◆ Requirements ◆
Look through the listing and locate every line containing the word "React"; copy those lines.

◆ Stored data ◆
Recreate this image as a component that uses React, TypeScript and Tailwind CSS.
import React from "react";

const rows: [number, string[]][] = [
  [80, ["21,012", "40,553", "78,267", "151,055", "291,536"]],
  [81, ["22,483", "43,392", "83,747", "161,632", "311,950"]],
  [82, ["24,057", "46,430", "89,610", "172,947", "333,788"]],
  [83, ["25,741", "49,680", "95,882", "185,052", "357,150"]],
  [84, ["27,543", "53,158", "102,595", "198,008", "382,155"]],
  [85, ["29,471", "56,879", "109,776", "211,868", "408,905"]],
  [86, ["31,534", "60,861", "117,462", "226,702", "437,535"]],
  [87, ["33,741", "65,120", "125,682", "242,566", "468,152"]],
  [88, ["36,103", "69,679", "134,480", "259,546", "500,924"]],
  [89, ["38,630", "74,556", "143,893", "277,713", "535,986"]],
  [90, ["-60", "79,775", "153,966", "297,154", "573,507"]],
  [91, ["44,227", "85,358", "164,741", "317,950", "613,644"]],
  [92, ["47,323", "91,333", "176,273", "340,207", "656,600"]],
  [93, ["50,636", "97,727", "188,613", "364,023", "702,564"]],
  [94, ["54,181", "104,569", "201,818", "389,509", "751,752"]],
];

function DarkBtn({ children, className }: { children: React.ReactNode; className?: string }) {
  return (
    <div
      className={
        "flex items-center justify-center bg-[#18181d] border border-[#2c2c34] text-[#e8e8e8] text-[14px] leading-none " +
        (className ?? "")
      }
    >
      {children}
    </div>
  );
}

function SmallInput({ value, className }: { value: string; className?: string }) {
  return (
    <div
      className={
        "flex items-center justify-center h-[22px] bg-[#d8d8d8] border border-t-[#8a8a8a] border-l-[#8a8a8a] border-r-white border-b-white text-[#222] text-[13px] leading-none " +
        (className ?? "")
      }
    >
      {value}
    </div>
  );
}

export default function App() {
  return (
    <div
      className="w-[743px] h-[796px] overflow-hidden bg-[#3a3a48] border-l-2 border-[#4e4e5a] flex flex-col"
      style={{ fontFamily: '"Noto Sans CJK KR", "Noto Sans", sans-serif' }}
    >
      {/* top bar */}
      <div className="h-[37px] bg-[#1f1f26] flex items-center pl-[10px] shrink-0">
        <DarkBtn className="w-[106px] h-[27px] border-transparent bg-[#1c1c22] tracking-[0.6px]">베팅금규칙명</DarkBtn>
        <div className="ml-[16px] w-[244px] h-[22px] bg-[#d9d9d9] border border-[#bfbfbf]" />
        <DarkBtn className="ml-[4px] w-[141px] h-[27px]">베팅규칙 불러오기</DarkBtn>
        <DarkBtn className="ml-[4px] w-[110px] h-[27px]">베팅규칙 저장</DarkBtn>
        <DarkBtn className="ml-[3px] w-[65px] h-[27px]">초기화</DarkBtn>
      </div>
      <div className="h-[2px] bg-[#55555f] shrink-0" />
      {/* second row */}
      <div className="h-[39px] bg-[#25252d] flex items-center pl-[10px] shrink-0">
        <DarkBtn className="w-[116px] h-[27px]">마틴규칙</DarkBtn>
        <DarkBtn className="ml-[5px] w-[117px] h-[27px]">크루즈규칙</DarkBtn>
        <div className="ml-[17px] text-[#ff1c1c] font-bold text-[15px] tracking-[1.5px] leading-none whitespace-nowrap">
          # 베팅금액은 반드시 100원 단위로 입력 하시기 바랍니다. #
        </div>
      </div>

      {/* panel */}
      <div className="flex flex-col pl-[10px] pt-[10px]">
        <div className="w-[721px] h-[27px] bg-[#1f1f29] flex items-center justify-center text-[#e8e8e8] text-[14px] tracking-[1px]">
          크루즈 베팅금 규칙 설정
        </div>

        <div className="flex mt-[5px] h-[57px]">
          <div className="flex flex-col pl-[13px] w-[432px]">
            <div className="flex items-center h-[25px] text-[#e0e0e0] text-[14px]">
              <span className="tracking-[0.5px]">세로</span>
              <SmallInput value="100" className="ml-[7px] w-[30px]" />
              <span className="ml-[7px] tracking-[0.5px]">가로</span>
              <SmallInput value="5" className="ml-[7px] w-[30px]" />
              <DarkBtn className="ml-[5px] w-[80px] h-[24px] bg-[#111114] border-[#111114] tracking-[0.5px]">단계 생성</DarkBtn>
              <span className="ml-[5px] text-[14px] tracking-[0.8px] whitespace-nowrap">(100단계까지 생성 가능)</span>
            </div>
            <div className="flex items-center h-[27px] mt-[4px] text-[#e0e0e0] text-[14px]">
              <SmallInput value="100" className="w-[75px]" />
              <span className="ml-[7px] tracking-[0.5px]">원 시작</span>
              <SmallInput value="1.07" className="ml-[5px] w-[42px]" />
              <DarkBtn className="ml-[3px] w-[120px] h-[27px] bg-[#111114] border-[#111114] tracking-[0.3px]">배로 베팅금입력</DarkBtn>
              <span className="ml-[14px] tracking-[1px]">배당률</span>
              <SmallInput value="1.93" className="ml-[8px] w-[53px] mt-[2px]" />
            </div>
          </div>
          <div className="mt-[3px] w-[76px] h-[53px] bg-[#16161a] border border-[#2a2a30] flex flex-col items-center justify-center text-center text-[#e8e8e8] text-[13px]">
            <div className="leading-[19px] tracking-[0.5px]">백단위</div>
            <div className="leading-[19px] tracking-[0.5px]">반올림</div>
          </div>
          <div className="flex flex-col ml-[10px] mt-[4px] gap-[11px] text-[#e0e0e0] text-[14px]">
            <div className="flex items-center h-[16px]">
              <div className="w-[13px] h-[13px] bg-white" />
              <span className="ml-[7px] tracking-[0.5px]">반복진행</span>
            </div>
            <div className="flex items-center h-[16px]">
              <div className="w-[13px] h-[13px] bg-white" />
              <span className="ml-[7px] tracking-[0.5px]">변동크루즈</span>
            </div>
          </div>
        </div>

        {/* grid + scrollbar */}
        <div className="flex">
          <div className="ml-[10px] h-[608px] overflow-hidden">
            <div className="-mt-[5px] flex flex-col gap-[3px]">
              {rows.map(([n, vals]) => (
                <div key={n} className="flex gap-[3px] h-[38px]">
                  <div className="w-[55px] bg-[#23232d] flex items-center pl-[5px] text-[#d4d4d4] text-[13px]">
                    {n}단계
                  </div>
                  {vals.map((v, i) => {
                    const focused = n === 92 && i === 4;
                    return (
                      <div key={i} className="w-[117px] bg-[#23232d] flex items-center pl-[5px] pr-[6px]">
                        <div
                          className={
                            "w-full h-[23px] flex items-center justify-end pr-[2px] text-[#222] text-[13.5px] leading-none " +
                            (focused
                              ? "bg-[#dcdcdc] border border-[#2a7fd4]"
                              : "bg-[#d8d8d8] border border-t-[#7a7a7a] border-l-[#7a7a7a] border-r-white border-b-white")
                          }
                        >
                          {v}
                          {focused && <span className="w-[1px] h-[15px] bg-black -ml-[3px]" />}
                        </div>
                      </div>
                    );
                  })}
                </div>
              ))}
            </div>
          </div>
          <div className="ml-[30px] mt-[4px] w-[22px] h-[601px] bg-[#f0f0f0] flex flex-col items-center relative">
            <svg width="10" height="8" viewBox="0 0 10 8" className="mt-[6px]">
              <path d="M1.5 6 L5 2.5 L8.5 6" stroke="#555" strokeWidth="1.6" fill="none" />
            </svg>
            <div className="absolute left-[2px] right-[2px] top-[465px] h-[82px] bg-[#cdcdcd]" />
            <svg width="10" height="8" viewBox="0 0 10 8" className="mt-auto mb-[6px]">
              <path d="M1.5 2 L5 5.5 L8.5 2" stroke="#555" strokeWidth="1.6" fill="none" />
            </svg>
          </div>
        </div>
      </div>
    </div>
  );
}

◆ Result for this task ◆
Recreate this image as a component that uses React, TypeScript and Tailwind CSS.
import React from "react";
function DarkBtn({ children, className }: { children: React.ReactNode; className?: string }) {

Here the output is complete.